Coco is down on his luck. He lives in a cramped apartment with his daughter and her children. As he is 52 years old, it looks increasingly unlikely that he will get another job. What he really wants is to work in a gas station, and during the first part of the film he is seen inquiring after such jobs.

Coco is a good natured man, despite his ill luck, and he is seen helping a woman on the road whose car has broken down. This good deed leads to him being given an Argentine Dogo as a gift. The dog is a pedigree and the woman supplies him with all the documents. Coco is bemused, but keeps the dog.

When he goes home, his daughter asks him to choose—her or the dog. He chooses to keep the dog. The film now becomes a road movie. Coco calls the dog "Lechien", mistakenly believing that this is his name, in fact it simply means "the dog" in French and was written on his kennel. Eventually Coco realizes the dog is called "Bombón."

From the moment he takes the dog, Coco's luck begins to change. People ask him to guard buildings with the dog; a chance meeting with the bank manager leads him to Walter, a trainer. Walter assures him that the dog is pure gold. After the dog wins third prize at a dog show an eager Walter begins to make arrangements to have him put out to stud, this promises to be lucrative for them both, but the dog is unable to perform.

Disillusioned, Walter takes the dog back to his ranch, and advises Coco to get settled somewhere and return for the dog later on.

But Coco feels lost without the dog, and returns to Walter's, only to find the dog has escaped. Upon finding the dog again, coupling with a stray female mutt, Coco sets off into a hopeful future with two young hitchhikers in tow.

==Cast==
- Juan Villegas as Juan "Coco" Villegas
- Walter Donado as Walter Donado
- Gregorio as Le Chien aka Bombón
- Rosa Valsecchi as Susana
- Mariela Díaz as Coco's daughter
- Sabino Morales as Sabino, Coco's friend
- Claudina Fazzini as Claudina
- Kita Ca as Claudina's mother
- Carlos Rossi as Bank Manager
- Leda Cacho as Walter's wife
- Micol Estévez as Walter's daughter
- Diego Rozas Denis as Gelsi, Walter's friend
- Andrea Suárez as Hitchhiker
- Adrián Giampani as Galván
- Carlos Aguirre as Galván's boss

==Production==
- Casting
Carlos Sorín, in neo-realist fashion, used non-professional actors when he shot the film.

- Filming locations
The picture was filmed in: Gaiman, Chubut; Patagonia; Río Gallegos, Santa Cruz; Trelew, Chubut Province; Tres Cerros, Patagonia; all in Argentina.

- Distribution
The film was first presented at the Donostia-San Sebastián International Film Festival in September 2004. The same month the film made its North American debut at the Toronto International Film Festival on September 14, 2004.

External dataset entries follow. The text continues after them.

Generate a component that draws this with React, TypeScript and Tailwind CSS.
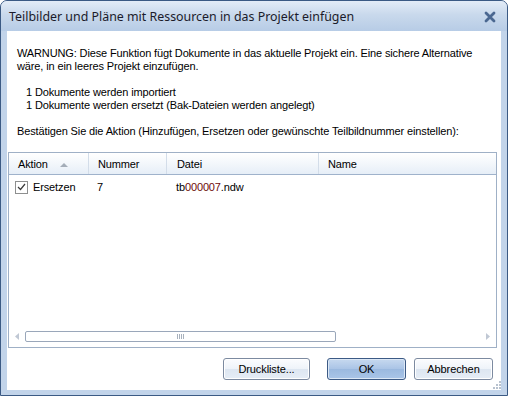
import React from "react";

const body = { fontFamily: '"Liberation Sans", Arial, sans-serif' };

function Btn({ label, def }: { label: string; def?: boolean }) {
  return (
    <div
      className={
        "w-[79px] h-[22px] flex items-center justify-center rounded-[3px] border text-[11px] text-black tracking-[-0.1px] " +
        (def
          ? "border-[#3c5a85] bg-[linear-gradient(#c7d9ef,#aac4e6_50%,#9bb9df_51%,#a9c5e8)] shadow-[inset_0_0_0_1px_#dce8f6]"
          : "border-[#7c8aa0] bg-[linear-gradient(#fbfcfe,#eef3f9_50%,#dde6f1_51%,#e6edf6)] shadow-[inset_0_0_0_1px_#ffffff]")
      }
    >
      {label}
    </div>
  );
}

export default function App() {
  return (
    <div className="w-[508px] h-[396px] bg-white" style={body}>
      <div className="w-[508px] h-[396px] flex flex-col rounded-t-[7px] border border-[#3b5a84] bg-[#c2d4ea] overflow-hidden">
        {/* title bar */}
        <div className="h-[30px] shrink-0 flex items-center justify-between pl-[8px] pr-[11px] bg-[linear-gradient(#e3ecf7,#c9d9ec_45%,#b7cce6)]">
          <span
            className="text-[12.4px] text-[#1b1b2a] pt-[2px]"
            style={{ fontFamily: '"Noto Sans", "Open Sans", sans-serif' }}
          >
            Teilbilder und Pläne mit Ressourcen in das Projekt einfügen
          </span>
          <svg width="12" height="12" viewBox="0 0 12 12" className="mt-[2px]">
            <path d="M2 2 L10 10 M10 2 L2 10" stroke="#4b6891" strokeWidth="2.8" strokeLinecap="round" />
          </svg>
        </div>
        {/* content */}
        <div className="flex-1 mx-[6px] mb-[5px] bg-white flex flex-col relative">
          <div className="pt-[16px] pl-[10px] text-[11px] leading-[13px] text-black tracking-[-0.13px]">
            <div>WARNUNG: Diese Funktion fügt Dokumente in das aktuelle Projekt ein. Eine sichere Alternative</div>
            <div>wäre, in ein leeres Projekt einzufügen.</div>
            <div className="h-[13px]" />
            <div className="pl-[9px]">1 Dokumente werden importiert</div>
            <div className="pl-[9px]">1 Dokumente werden ersetzt (Bak-Dateien werden angelegt)</div>
            <div className="h-[13px]" />
            <div>Bestätigen Sie die Aktion (Hinzufügen, Ersetzen oder gewünschte Teilbildnummer einstellen):</div>
          </div>
          {/* list */}
          <div className="mt-[14px] ml-[1px] mr-[4px] h-[196px] border border-[#9fb0c6] flex flex-col text-[11px] text-black tracking-[-0.13px]">
            <div className="h-[22px] flex border-b border-[#9fb2cb] bg-[linear-gradient(#ffffff,#f3f7fb_50%,#e6eef7)] text-[11px]">
              <div className="w-[80px] flex items-center pt-[2px] pl-[9px] border-r border-[#d3dde9] relative">
                Aktion
                <svg width="8" height="4" viewBox="0 0 8 4" className="absolute left-[51px] top-[10px]">
                  <path d="M0 4 L4 0 L8 4 Z" fill="#a4adb8" />
                </svg>
              </div>
              <div className="w-[78px] flex items-center pt-[2px] pl-[9px] border-r border-[#d3dde9]">Nummer</div>
              <div className="w-[152px] flex items-center pt-[2px] pl-[10px] border-r border-[#d3dde9]">Datei</div>
              <div className="flex-1 flex items-center pt-[2px] pl-[9px]">Name</div>
            </div>
            <div className="h-[18px] mt-[3px] flex items-center">
              <div className="w-[80px] flex items-center pl-[6px]">
                <div className="w-[13px] h-[13px] border border-[#8e8f8f] bg-white flex items-center justify-center mr-[5px]">
                  <svg width="9" height="8" viewBox="0 0 9 8">
                    <path d="M1 4 L3.5 6.5 L8 1" stroke="#3a3a3a" strokeWidth="1.2" fill="none" />
                  </svg>
                </div>
                Ersetzen
              </div>
              <div className="w-[78px] pl-[8px]">7</div>
              <div className="w-[152px] pl-[9px]">
                tb<span className="text-[#6e0a0a]">000007</span>.ndw
              </div>
            </div>
            <div className="flex-1" />
            {/* scrollbar */}
            <div className="h-[17px] mb-[2px] flex items-center px-[6px]">
              <svg width="4" height="7" viewBox="0 0 4 7">
                <path d="M4 0 L0 3.5 L4 7 Z" fill="#c0c8d4" />
              </svg>
              <div className="ml-[6px] w-[311px] h-[11px] rounded-[2px] border border-[#9aa7ba] bg-white flex items-center justify-center">
                <div className="flex gap-[1px]">
                  <div className="w-[1px] h-[5px] bg-[#a8b1bd]" />
                  <div className="w-[1px] h-[5px] bg-[#a8b1bd]" />
                  <div className="w-[1px] h-[5px] bg-[#a8b1bd]" />
                  <div className="w-[1px] h-[5px] bg-[#a8b1bd]" />
                </div>
              </div>
              <div className="flex-1" />
              <svg width="4" height="7" viewBox="0 0 4 7">
                <path d="M0 0 L4 3.5 L0 7 Z" fill="#c0c8d4" />
              </svg>
            </div>
          </div>
          {/* buttons */}
          <div className="mt-[10px] flex justify-end gap-[8px] pr-[8px]">
            <div className="w-[87px] mr-[9px] h-[22px] flex items-center justify-center rounded-[3px] border border-[#7c8aa0] bg-[linear-gradient(#fbfcfe,#eef3f9_50%,#dde6f1_51%,#e6edf6)] shadow-[inset_0_0_0_1px_#ffffff] text-[11px] tracking-[-0.1px]">
              Druckliste...
            </div>
            <Btn label="OK" def />
            <Btn label="Abbrechen" />
          </div>
          {/* grip */}
          <svg width="8" height="8" viewBox="0 0 8 8" className="absolute right-[0px] bottom-[1px]">
            {[[6, 0], [6, 3], [3, 3], [6, 6], [3, 6], [0, 6]].map(([x, y], i) => (
              <rect key={i} x={x} y={y} width="2" height="2" fill="#b8c2cf" />
            ))}
          </svg>
        </div>
      </div>
    </div>
  );
}
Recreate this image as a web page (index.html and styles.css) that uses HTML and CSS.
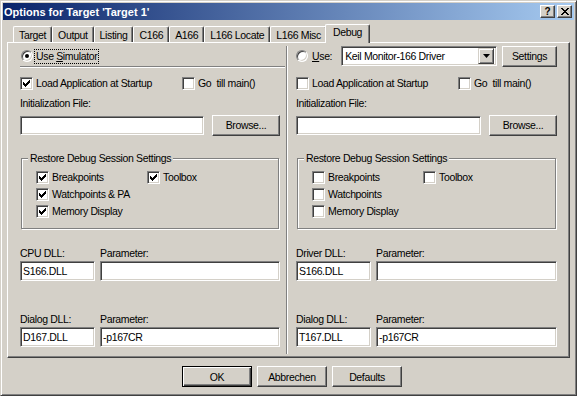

In Argentina the film opened wide on September 23, 2004.

The picture was screened at various film festivals, including: the Nantes Festival of 3 Continents, France; the Cinémas d'Amérique Latine de Toulouse, France; the Hong Kong International Film Festival, China; the Muestra Internacional de Cine, Mexico; the Seattle International Film Festival, United States; and others.

==Reception==

===Critical response===
A. O. Scott, film critic for The New York Times liked the film and wrote, "[the film was] flawlessly directed by Carlos Sorin...[Jose] is half-seduced by dreams of glory, but the film's real concern is dignity. Juan (Juan Villegas), is as modest a hero as you are likely to encounter on a movie screen, and neither he nor Mr. Sorin—or, for that matter, Lechien—have especially grandiose aspirations. That El perro is so unassuming is part of what makes its humane, sympathetic story so satisfying."

Ed Gonzalez thought highly of the film, and wrote, "The jewel in the crown of The Film Society of Lincoln Center's Latin Beat program last year was Carlos Sorín's El perro, which grabs the warm humanist baton from the director's Minimal Stories and heads straight for an existential finish line. With tender understatement, Sorín catalogs the depressing embarrassments an unemployed mechanic (Juan Villegas) is subjected to when he's unable to secure work or earn money for his homemade knives."

The review aggregator Rotten Tomatoes reported that 83% of critics gave the film a positive review, based on twelve reviews.

===Awards===
Wins
- Donostia-San Sebastián International Film Festival: FIPRESCI Prize, Carlos Sorín; 2004.